* [DATA LINES]
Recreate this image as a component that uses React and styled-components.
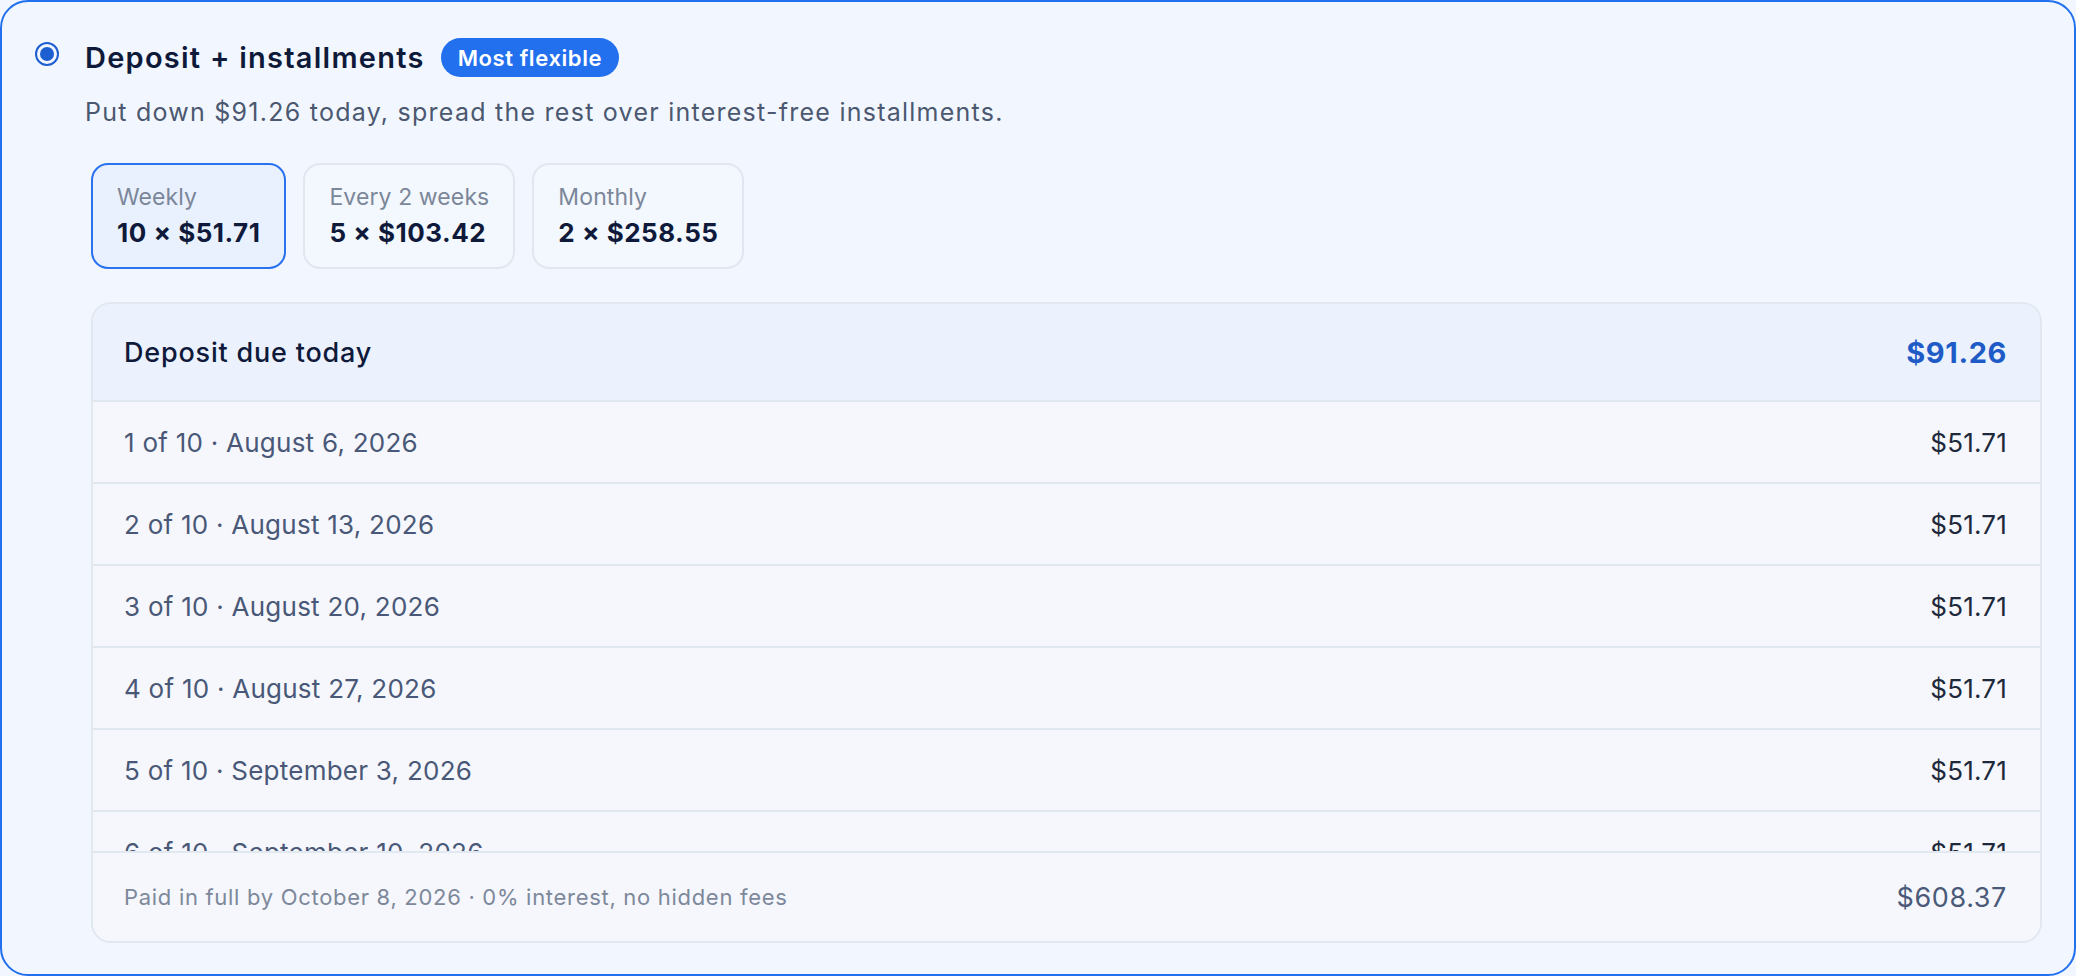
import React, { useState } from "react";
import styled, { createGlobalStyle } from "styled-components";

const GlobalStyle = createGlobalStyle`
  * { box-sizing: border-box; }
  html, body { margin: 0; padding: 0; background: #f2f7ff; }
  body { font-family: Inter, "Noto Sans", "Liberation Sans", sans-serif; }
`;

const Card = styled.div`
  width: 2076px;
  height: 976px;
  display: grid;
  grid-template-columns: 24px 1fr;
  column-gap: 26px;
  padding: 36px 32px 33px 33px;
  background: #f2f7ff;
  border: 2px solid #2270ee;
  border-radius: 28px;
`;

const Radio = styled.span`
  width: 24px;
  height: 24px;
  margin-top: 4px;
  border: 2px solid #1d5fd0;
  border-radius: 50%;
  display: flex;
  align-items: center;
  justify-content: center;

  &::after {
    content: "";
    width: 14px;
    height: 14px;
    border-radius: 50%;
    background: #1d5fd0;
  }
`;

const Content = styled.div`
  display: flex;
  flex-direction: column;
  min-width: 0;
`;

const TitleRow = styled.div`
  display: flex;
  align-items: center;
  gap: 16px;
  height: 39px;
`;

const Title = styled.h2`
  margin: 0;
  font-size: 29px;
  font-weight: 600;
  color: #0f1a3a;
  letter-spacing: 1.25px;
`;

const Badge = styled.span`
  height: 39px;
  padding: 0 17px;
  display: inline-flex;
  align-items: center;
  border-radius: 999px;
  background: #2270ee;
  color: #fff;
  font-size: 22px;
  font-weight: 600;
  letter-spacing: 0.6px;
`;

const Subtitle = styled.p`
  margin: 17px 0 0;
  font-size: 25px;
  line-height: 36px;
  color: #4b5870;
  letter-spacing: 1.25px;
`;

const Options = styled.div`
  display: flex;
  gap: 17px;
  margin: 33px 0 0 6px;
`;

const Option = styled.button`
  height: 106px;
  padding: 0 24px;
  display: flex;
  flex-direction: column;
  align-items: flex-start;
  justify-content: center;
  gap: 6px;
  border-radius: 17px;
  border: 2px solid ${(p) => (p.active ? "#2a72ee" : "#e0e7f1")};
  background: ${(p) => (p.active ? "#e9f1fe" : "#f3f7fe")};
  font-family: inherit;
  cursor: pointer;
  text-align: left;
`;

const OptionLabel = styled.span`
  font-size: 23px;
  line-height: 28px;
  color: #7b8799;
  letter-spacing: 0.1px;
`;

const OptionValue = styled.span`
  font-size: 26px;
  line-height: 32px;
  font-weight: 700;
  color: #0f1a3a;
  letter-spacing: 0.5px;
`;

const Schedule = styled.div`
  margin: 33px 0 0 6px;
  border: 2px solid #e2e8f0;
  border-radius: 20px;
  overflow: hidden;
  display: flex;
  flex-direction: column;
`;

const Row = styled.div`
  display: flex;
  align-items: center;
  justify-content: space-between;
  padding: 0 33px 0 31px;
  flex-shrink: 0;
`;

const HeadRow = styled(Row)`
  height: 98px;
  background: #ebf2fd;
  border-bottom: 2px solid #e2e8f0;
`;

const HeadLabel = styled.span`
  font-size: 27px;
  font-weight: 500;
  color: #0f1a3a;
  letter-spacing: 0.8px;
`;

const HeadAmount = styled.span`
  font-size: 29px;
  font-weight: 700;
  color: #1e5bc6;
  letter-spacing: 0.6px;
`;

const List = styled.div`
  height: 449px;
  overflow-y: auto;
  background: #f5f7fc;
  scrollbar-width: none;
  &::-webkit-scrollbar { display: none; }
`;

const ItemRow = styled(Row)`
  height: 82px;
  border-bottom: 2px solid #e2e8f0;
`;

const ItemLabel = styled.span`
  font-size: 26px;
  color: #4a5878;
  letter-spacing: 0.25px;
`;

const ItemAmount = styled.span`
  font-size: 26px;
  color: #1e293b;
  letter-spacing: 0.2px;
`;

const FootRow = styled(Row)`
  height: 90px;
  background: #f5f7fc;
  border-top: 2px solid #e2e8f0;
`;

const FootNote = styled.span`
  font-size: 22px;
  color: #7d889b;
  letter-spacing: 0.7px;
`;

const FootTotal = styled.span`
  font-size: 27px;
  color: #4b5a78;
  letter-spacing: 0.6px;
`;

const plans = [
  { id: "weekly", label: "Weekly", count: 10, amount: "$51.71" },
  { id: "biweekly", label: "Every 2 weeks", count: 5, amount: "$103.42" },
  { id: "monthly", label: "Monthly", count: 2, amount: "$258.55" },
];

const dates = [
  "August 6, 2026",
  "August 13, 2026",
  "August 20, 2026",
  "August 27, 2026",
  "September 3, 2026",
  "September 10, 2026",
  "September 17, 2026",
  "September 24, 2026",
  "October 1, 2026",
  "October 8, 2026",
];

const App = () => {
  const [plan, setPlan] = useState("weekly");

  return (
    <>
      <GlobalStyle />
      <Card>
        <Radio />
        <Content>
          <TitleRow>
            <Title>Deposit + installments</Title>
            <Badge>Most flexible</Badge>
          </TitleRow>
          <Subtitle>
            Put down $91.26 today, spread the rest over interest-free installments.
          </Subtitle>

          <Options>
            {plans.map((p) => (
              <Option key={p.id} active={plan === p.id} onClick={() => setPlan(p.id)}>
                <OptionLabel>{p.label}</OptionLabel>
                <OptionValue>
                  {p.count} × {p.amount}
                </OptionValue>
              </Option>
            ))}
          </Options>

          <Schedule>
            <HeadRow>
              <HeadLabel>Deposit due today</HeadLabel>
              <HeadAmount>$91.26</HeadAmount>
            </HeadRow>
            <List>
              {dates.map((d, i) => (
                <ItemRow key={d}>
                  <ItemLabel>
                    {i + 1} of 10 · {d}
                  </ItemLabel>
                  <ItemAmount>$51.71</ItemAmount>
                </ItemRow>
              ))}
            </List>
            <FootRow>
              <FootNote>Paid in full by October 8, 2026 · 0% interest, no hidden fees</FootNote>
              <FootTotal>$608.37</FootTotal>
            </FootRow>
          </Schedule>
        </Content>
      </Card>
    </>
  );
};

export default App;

* [INSTRUCTION]
Copy all the lines of data exactly as they appear, dropping any images.

* [TASK OUTPUT]
Recreate this image as a component that uses React and styled-components.
import React, { useState } from "react";
import styled, { createGlobalStyle } from "styled-components";

const GlobalStyle = createGlobalStyle`
  * { box-sizing: border-box; }
  html, body { margin: 0; padding: 0; background: #f2f7ff; }
  body { font-family: Inter, "Noto Sans", "Liberation Sans", sans-serif; }
`;

const Card = styled.div`
  width: 2076px;
  height: 976px;
  display: grid;
  grid-template-columns: 24px 1fr;
  column-gap: 26px;
  padding: 36px 32px 33px 33px;
  background: #f2f7ff;
  border: 2px solid #2270ee;
  border-radius: 28px;
`;

const Radio = styled.span`
  width: 24px;
  height: 24px;
  margin-top: 4px;
  border: 2px solid #1d5fd0;
  border-radius: 50%;
  display: flex;
  align-items: center;
  justify-content: center;

  &::after {
    content: "";
    width: 14px;
    height: 14px;
    border-radius: 50%;
    background: #1d5fd0;
  }
`;

const Content = styled.div`
  display: flex;
  flex-direction: column;
  min-width: 0;
`;

const TitleRow = styled.div`
  display: flex;
  align-items: center;
  gap: 16px;
  height: 39px;
`;

const Title = styled.h2`
  margin: 0;
  font-size: 29px;
  font-weight: 600;
  color: #0f1a3a;
  letter-spacing: 1.25px;
`;

const Badge = styled.span`
  height: 39px;
  padding: 0 17px;
  display: inline-flex;
  align-items: center;
  border-radius: 999px;
  background: #2270ee;
  color: #fff;
  font-size: 22px;
  font-weight: 600;
  letter-spacing: 0.6px;
`;

const Subtitle = styled.p`
  margin: 17px 0 0;
  font-size: 25px;
  line-height: 36px;
  color: #4b5870;
  letter-spacing: 1.25px;
`;

const Options = styled.div`
  display: flex;
  gap: 17px;
  margin: 33px 0 0 6px;
`;

const Option = styled.button`
  height: 106px;
  padding: 0 24px;
  display: flex;
  flex-direction: column;
  align-items: flex-start;
  justify-content: center;
  gap: 6px;
  border-radius: 17px;
  border: 2px solid ${(p) => (p.active ? "#2a72ee" : "#e0e7f1")};
  background: ${(p) => (p.active ? "#e9f1fe" : "#f3f7fe")};
  font-family: inherit;
  cursor: pointer;
  text-align: left;
`;

const OptionLabel = styled.span`
  font-size: 23px;
  line-height: 28px;
  color: #7b8799;
  letter-spacing: 0.1px;
`;

const OptionValue = styled.span`
  font-size: 26px;
  line-height: 32px;
  font-weight: 700;
  color: #0f1a3a;
  letter-spacing: 0.5px;
`;

const Schedule = styled.div`
  margin: 33px 0 0 6px;
  border: 2px solid #e2e8f0;
  border-radius: 20px;
  overflow: hidden;
  display: flex;
  flex-direction: column;
`;

const Row = styled.div`
  display: flex;
  align-items: center;
  justify-content: space-between;
  padding: 0 33px 0 31px;
  flex-shrink: 0;
`;

const HeadRow = styled(Row)`
  height: 98px;
  background: #ebf2fd;
  border-bottom: 2px solid #e2e8f0;
`;

const HeadLabel = styled.span`
  font-size: 27px;
  font-weight: 500;
  color: #0f1a3a;
  letter-spacing: 0.8px;
`;

const HeadAmount = styled.span`
  font-size: 29px;
  font-weight: 700;
  color: #1e5bc6;
  letter-spacing: 0.6px;
`;

const List = styled.div`
  height: 449px;
  overflow-y: auto;
  background: #f5f7fc;
  scrollbar-width: none;
  &::-webkit-scrollbar { display: none; }
`;

const ItemRow = styled(Row)`
  height: 82px;
  border-bottom: 2px solid #e2e8f0;
`;

const ItemLabel = styled.span`
  font-size: 26px;
  color: #4a5878;
  letter-spacing: 0.25px;
`;

const ItemAmount = styled.span`
  font-size: 26px;
  color: #1e293b;
  letter-spacing: 0.2px;
`;

const FootRow = styled(Row)`
  height: 90px;
  background: #f5f7fc;
  border-top: 2px solid #e2e8f0;
`;

const FootNote = styled.span`
  font-size: 22px;
  color: #7d889b;
  letter-spacing: 0.7px;
`;

const FootTotal = styled.span`
  font-size: 27px;
  color: #4b5a78;
  letter-spacing: 0.6px;
`;

const plans = [
  { id: "weekly", label: "Weekly", count: 10, amount: "$51.71" },
  { id: "biweekly", label: "Every 2 weeks", count: 5, amount: "$103.42" },
  { id: "monthly", label: "Monthly", count: 2, amount: "$258.55" },
];

const dates = [
  "August 6, 2026",
  "August 13, 2026",
  "August 20, 2026",
  "August 27, 2026",
  "September 3, 2026",
  "September 10, 2026",
  "September 17, 2026",
  "September 24, 2026",
  "October 1, 2026",
  "October 8, 2026",
];

const App = () => {
  const [plan, setPlan] = useState("weekly");

  return (
    <>
      <GlobalStyle />
      <Card>
        <Radio />
        <Content>
          <TitleRow>
            <Title>Deposit + installments</Title>
            <Badge>Most flexible</Badge>
          </TitleRow>
          <Subtitle>
            Put down $91.26 today, spread the rest over interest-free installments.
          </Subtitle>

          <Options>
            {plans.map((p) => (
              <Option key={p.id} active={plan === p.id} onClick={() => setPlan(p.id)}>
                <OptionLabel>{p.label}</OptionLabel>
                <OptionValue>
                  {p.count} × {p.amount}
                </OptionValue>
              </Option>
            ))}
          </Options>

          <Schedule>
            <HeadRow>
              <HeadLabel>Deposit due today</HeadLabel>
              <HeadAmount>$91.26</HeadAmount>
            </HeadRow>
            <List>
              {dates.map((d, i) => (
                <ItemRow key={d}>
                  <ItemLabel>
                    {i + 1} of 10 · {d}
                  </ItemLabel>
                  <ItemAmount>$51.71</ItemAmount>
                </ItemRow>
              ))}
            </List>
            <FootRow>
              <FootNote>Paid in full by October 8, 2026 · 0% interest, no hidden fees</FootNote>
              <FootTotal>$608.37</FootTotal>
            </FootRow>
          </Schedule>
        </Content>
      </Card>
    </>
  );
};

export default App;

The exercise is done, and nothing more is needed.